I want to develop a visual vocabulary based off these components. Like any other language, pieces of it will become dated and others develop over time. By abstracting a system that's derived from representation, I push the content to transcend any particular context. I think humans inherently want to abstract information; each iteration of technological (informational) development feels more considered and pure than the last. Each technological progression removes another layer of physicality; like how printed books went from audio tapes, to ephemeral content on the internet. It's natural to employ the same technique with my personal data. By stripping away extraneous information from my personal chronology, I feel closer to my true essence. I can reverse engineer elements of my past in order to gain insight into my current intentions.

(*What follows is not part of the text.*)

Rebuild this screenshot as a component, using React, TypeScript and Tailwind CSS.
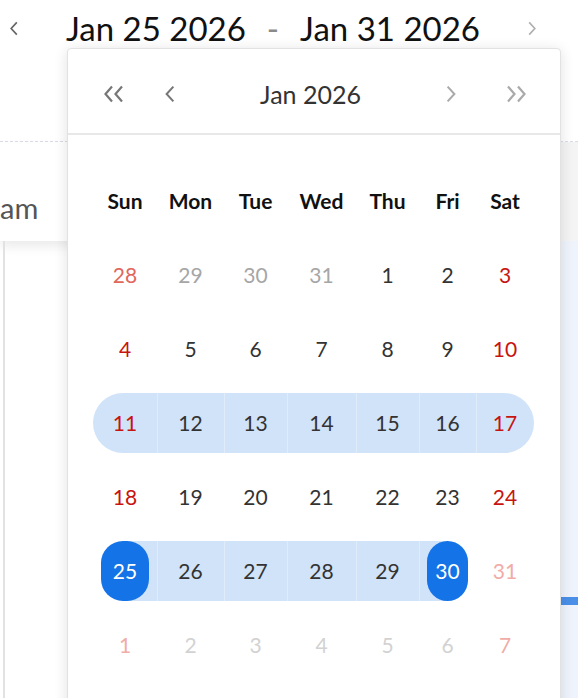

What kinds of objects and experiences make you impulsively take out your phone? Is there anything you wouldn't want to photograph, or use as material for a composition?
I am initially attracted to the formal elements of an image. I like photography because it simplifies three-dimensional space and flattens it into a two-dimensional plane. From there, I use digital tools to remove any remaining context so I'm left with fragments that can be calibrated into new forms. With that in mind, I tend to use photographs that will make good building blocks. I look for images that emphasize texture, color, and repetition. I have about 300 photographs of sidewalk textures, for example. I tend to avoid imagery of humans because it feels forced in this introspective process.
Do the photographs have emotional significance on their own, or only through manipulation?
I think any photograph has inherent meaning because they're an act of labor. There's a slow friction that occurs between experience and documentation – you have to take out your phone, open up the camera app, compose an image, and snap it. It's a deliberate process.